Ms Zeepvat shows us Queen Victoria's family amid the white lace and promises of engagements and weddings and, such is her eye for the minutiae of royalty, we peep into little-known relationships that never reached the altar. The reader glimpses both the formality and the hurly-burly of royal life in what Ms Zeepvat presents as a working family peopled with writers, painters, sculptors, and musicians, nurses, sportsmen and soldiers as well as the 'full-time' royal. The sections on illness and death and the Great War are poignant in their depiction of the royal haemophiliacs, sufferers of porphyria, and the young victims of a bloodstained Europe in which Victoria's family was cruelly divided. The pages dealing with the years of l'entre deux guerres portray the healing of some of the wounds of war with the marriages of the Russian Grand Duchesses Kira Kirillovna and Maria Kirillovna to German princes, a great-great-grandson of Queen Victoria and a descendant of her half-sister. Around the same time, we witness four Greek princesses marry into German dynasties, three of which were also part of the Queen's family, raising a new generation before the outbreak of war would tear Victoria's family apart for the second time in the twentieth century and have unanticipated repercussions long after 1940 when their brother married the future Queen Elizabeth II of Great Britain.

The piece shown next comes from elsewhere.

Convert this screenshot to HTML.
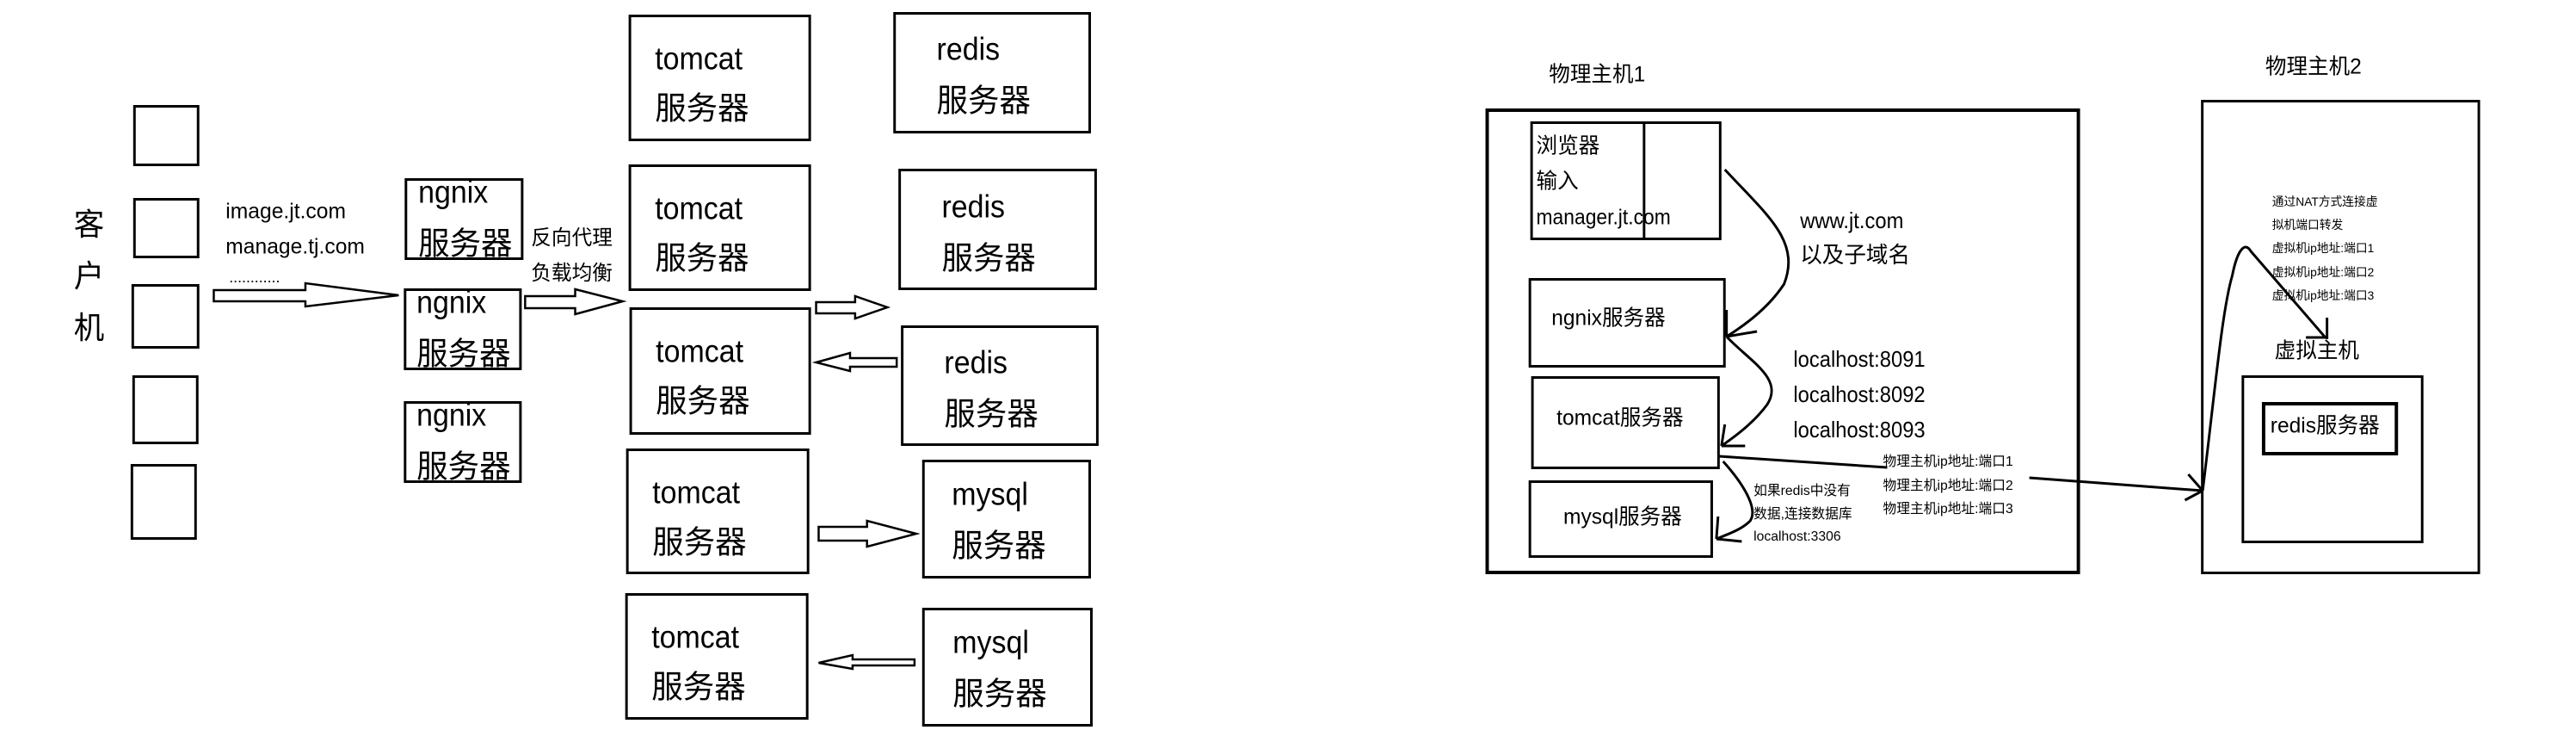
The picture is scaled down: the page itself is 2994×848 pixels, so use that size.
<!DOCTYPE html>
<html><head><meta charset="utf-8"><style>
body{margin:0;width:2994px;height:848px;background:#fff;position:relative;overflow:hidden;font-family:"Liberation Sans","Noto Sans CJK SC",sans-serif;color:#000}
.wrap{position:absolute;left:0;top:0;width:2994px;height:848px}
.b{position:absolute;border:3px solid #000;box-sizing:border-box}
.t{position:absolute;white-space:nowrap;line-height:1;transform:translateY(-50%)}
.n{transform:translateY(-50%) scaleX(0.93);transform-origin:0 50%}
.L{font-size:37px}
svg{position:absolute;left:0;top:0}
</style></head><body>
<div class="wrap" style="transform:scaleX(0.986);transform-origin:0 0">
<div class="b" style="left:157px;top:122px;width:78px;height:71px"></div>
<div class="b" style="left:157px;top:230px;width:78px;height:70px"></div>
<div class="b" style="left:155px;top:330px;width:80px;height:75px"></div>
<div class="b" style="left:156px;top:436px;width:78px;height:80px"></div>
<div class="b" style="left:154px;top:539px;width:78px;height:88px"></div>
<div class="t" style="left:87px;top:261px;font-size:36px">客</div>
<div class="t" style="left:87px;top:321px;font-size:36px">户</div>
<div class="t" style="left:87px;top:381px;font-size:36px">机</div>
<div class="t" style="left:266px;top:246px;font-size:25px">image.jt.com</div>
<div class="t" style="left:266px;top:287px;font-size:25px">manage.tj.com</div>
<div class="t" style="left:270px;top:322px;font-size:18px">............</div>
<div class="b" style="left:477px;top:207px;width:140px;height:95px"></div>
<div class="b" style="left:476px;top:335px;width:139px;height:95px"></div>
<div class="b" style="left:476px;top:466px;width:139px;height:95px"></div>
<div class="t L n" style="left:493px;top:223px">ngnix</div><div class="t L" style="left:493px;top:283px">服务器</div>
<div class="t L n" style="left:491px;top:351px">ngnix</div><div class="t L" style="left:491px;top:411px">服务器</div>
<div class="t L n" style="left:491px;top:482px">ngnix</div><div class="t L" style="left:491px;top:542px">服务器</div>
<div class="t" style="left:626px;top:277px;font-size:24px">反向代理</div>
<div class="t" style="left:626px;top:318px;font-size:24px">负载均衡</div>
<div class="b" style="left:741px;top:17px;width:215px;height:147px"></div>
<div class="b" style="left:741px;top:191px;width:215px;height:147px"></div>
<div class="b" style="left:742px;top:357px;width:214px;height:148px"></div>
<div class="b" style="left:738px;top:521px;width:216px;height:146px"></div>
<div class="b" style="left:737px;top:689px;width:216px;height:147px"></div>
<div class="t L n" style="left:772px;top:68px">tomcat</div><div class="t L" style="left:772px;top:126px">服务器</div>
<div class="t L n" style="left:772px;top:242px">tomcat</div><div class="t L" style="left:772px;top:300px">服务器</div>
<div class="t L n" style="left:773px;top:408px">tomcat</div><div class="t L" style="left:773px;top:466px">服务器</div>
<div class="t L n" style="left:769px;top:572px">tomcat</div><div class="t L" style="left:769px;top:630px">服务器</div>
<div class="t L n" style="left:768px;top:740px">tomcat</div><div class="t L" style="left:768px;top:798px">服务器</div>
<div class="b" style="left:1053px;top:14px;width:233px;height:141px"></div>
<div class="b" style="left:1059px;top:196px;width:234px;height:141px"></div>
<div class="b" style="left:1062px;top:378px;width:233px;height:140px"></div>
<div class="b" style="left:1087px;top:534px;width:199px;height:138px"></div>
<div class="b" style="left:1087px;top:706px;width:201px;height:138px"></div>
<div class="t L n" style="left:1104px;top:57px">redis</div><div class="t L" style="left:1104px;top:117px">服务器</div>
<div class="t L n" style="left:1110px;top:240px">redis</div><div class="t L" style="left:1110px;top:300px">服务器</div>
<div class="t L n" style="left:1113px;top:421px">redis</div><div class="t L" style="left:1113px;top:481px">服务器</div>
<div class="t L n" style="left:1122px;top:574px">mysql</div><div class="t L" style="left:1122px;top:634px">服务器</div>
<div class="t L n" style="left:1123px;top:746px">mysql</div><div class="t L" style="left:1123px;top:806px">服务器</div>
<svg width="1400" height="848" fill="none" stroke="#000" stroke-width="2.5">
<path d="M252 337 H360 V329 L470 343 L360 356 V350 H252 Z"/>
<path d="M619 344 H678 V336 L734 350 L678 365 V358 H619 Z"/>
<path d="M962 351 H1008 V344 L1046 357 L1008 370 V364 H962 Z"/>
<path d="M1057 416 H1002 V410 L962 421 L1002 431 V426 H1057 Z"/>
<path d="M965 612 H1022 V605 L1080 620 L1022 635 V628 H965 Z"/>
<path d="M1078 766 H1005 V761 L965 770 L1005 777 V773 H1078 Z"/>
</svg>
</div>

<div class="wrap" style="transform:scaleX(0.983);transform-origin:1700px 0">
<div class="t" style="left:1802px;top:87px;font-size:25px">物理主机1</div>
<div class="t" style="left:2649px;top:78px;font-size:25px">物理主机2</div>
<div class="b" style="left:1727px;top:126px;width:703px;height:541px;border-width:4px"></div>
<div class="b" style="left:1780px;top:141px;width:226px;height:138px"></div>
<div style="position:absolute;left:1913px;top:141px;width:3px;height:138px;background:#000"></div>
<div class="t" style="left:1787px;top:170px;font-size:25px">浏览器</div>
<div class="t" style="left:1787px;top:211px;font-size:25px">输入</div>
<div class="t n" style="left:1787px;top:253px;font-size:25px">manager.jt.com</div>
<div class="b" style="left:1778px;top:323px;width:233px;height:104px"></div>
<div class="t" style="left:1805px;top:370px;font-size:25px">ngnix服务器</div>
<div class="b" style="left:1781px;top:437px;width:223px;height:108px"></div>
<div class="t" style="left:1811px;top:486px;font-size:25px">tomcat服务器</div>
<div class="b" style="left:1778px;top:558px;width:218px;height:90px"></div>
<div class="t" style="left:1819px;top:601px;font-size:25px">mysql服务器</div>
<div class="t n" style="left:2099px;top:256px;font-size:26px">www.jt.com</div>
<div class="t" style="left:2099px;top:296px;font-size:26px">以及子域名</div>
<div class="t n" style="left:2091px;top:417px;font-size:26px">localhost:8091</div>
<div class="t n" style="left:2091px;top:458px;font-size:26px">localhost:8092</div>
<div class="t n" style="left:2091px;top:499px;font-size:26px">localhost:8093</div>
<div class="t" style="left:2044px;top:571px;font-size:16px">如果redis中没有</div>
<div class="t" style="left:2044px;top:598px;font-size:16px">数据,连接数据库</div>
<div class="t" style="left:2044px;top:624px;font-size:16px">localhost:3306</div>
<div class="t" style="left:2197px;top:537px;font-size:16px">物理主机ip地址:端口1</div>
<div class="t" style="left:2197px;top:565px;font-size:16px">物理主机ip地址:端口2</div>
<div class="t" style="left:2197px;top:592px;font-size:16px">物理主机ip地址:端口3</div>
<div class="b" style="left:2573px;top:116px;width:330px;height:551px"></div>
<div class="t" style="left:2657px;top:234px;font-size:14px">通过NAT方式连接虚</div>
<div class="t" style="left:2657px;top:261px;font-size:14px">拟机端口转发</div>
<div class="t" style="left:2657px;top:288px;font-size:14px">虚拟机ip地址:端口1</div>
<div class="t" style="left:2657px;top:316px;font-size:14px">虚拟机ip地址:端口2</div>
<div class="t" style="left:2657px;top:343px;font-size:14px">虚拟机ip地址:端口3</div>
<div class="t" style="left:2660px;top:408px;font-size:25px">虚拟主机</div>
<div class="b" style="left:2621px;top:436px;width:215px;height:195px"></div>
<div class="b" style="left:2645px;top:467px;width:161px;height:62px;border-width:4px"></div>
<div class="t" style="left:2655px;top:495px;font-size:25px">redis服务器</div>
<svg width="2994" height="848" fill="none" stroke="#000" stroke-width="3">
<path d="M2010 197 C2060 250 2100 280 2080 330 C2060 360 2030 380 2012 391 M2012 391 L2048 385 M2012 391 L2012 360"/>
<path d="M2012 391 C2040 420 2080 440 2060 470 C2045 490 2025 505 2006 518 M2006 518 L2034 518 M2006 518 L2010 493"/>
<path d="M2008 536 C2030 560 2050 590 2040 605 C2030 615 2015 620 2000 626 M2000 626 L2030 629 M2000 626 L2002 600"/>
<path d="M2003 530 L2202 543 M2370 555 L2575 570 M2575 570 L2554 581 M2575 570 L2558 551"/>
<path d="M2575 570 C2590 450 2598 360 2610 320 C2616 290 2625 280 2632 292 L2720 392 M2722 369 L2722 394 M2697 392 L2722 392"/>
</svg>
</div>
</body></html>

"Queen Victoria's Family" is an essential addition to any collection of books on royalty in the nineteenth and twentieth centuries and even that statement falls short of defining its worth. This is a book with an appeal beyond royal history. Although Ms Zeepvat's account of photographic history is brief, the book will fascinate anyone with an interest in this area. The combination of stability and change in fashion will catch the eye of the specialist in this developing field of history. It is fascinating to observe the bonnets and crinolines of Victoria and her older daughters give way to the elegant simplicity of the cloche hats and loose day dresses worn by Lady Patricia Ramsay and Queen Helen of Romania in the twenties and thirties. In contrast, children's clothing changed little in the course of the century. The kilt which Queen Victoria's family helped popularize remains in vogue throughout the book, worn by Princes Arthur and Leopold in 1861 and by Prince Arthur's grandson, Alexander Ramsay, in the late twenties Similarly, the sailor suits worn by Princes Moritz and Heinrich of Hesse-Cassel in the early thirties mirror that worn by Bertie, Prince of Wales in 1846. It is only when we reach the end of the thirties that the photographs indicate a shift toward informality. In 1937, Princes Ludwig and Alexander of Hesse-Darmstadt, photographed shortly before their deaths in an aeroplane crash, wear casual jumpers and shorts to drive their model cars. This enthralling collection is polished off with an equally informal image of a prince with a happier future. Royal photographs do not come much more cheerful than that of the future King Harald V Norway as a toothy toddler, well wrapped against the cold, grinning into the lens beneath his outsize bobble-hat.
"Queen Victoria's Family" is the most comprehensive volume of its kind I have come across. It is not only a book to buy for yourself but makes an ideal gift. Treat yourself to this treasure. And treat a friend!
an enchanting book
This is a wonderful volume. The lay out is such that one feels one is peeking into a private photo album. The photos are well chosen and enchanting, and the thumb nail sketches which accompany each picture are just the right length. Despite their brevity they are also very poignant, as in the chapter about war, when cousin fought cousin, brother-in-law fought brother-in-law and so on. The insight the reader gains into the Victorian royal way of life is superb. This is Charlotte Zeepvat's best book yet. Well done to her for letting us glimpse these rare snaps rather than sticking to the usual plates one usually sees in royal biographies.
A wonderful photo collection
Charlotte Zeepvat has brought together a lovely set of royal photographs. Anyone with an interest in European royalty should think about buying this book. The numerous family groups show well the relationships between the many European royal houses pre 1918 and the post 1918 ones are interesting glimpses ofwhat happened to them, especially the German ones who lost their thrones and so are not as easy to find pictures of. There are also lovely shots of individuals. I especially liked the children, showing nursery life through the Victorian and Edwardian years. Particularly poignant were those of children, full of promise but destined never to grow up such as Princes Sigismund and Waldemar of Prussia and Prince Friedrich Wilhelm and Princess Marie of Hesse. Altogether a wonderful history of an age and of historical interest to even the non-royal enthusiast.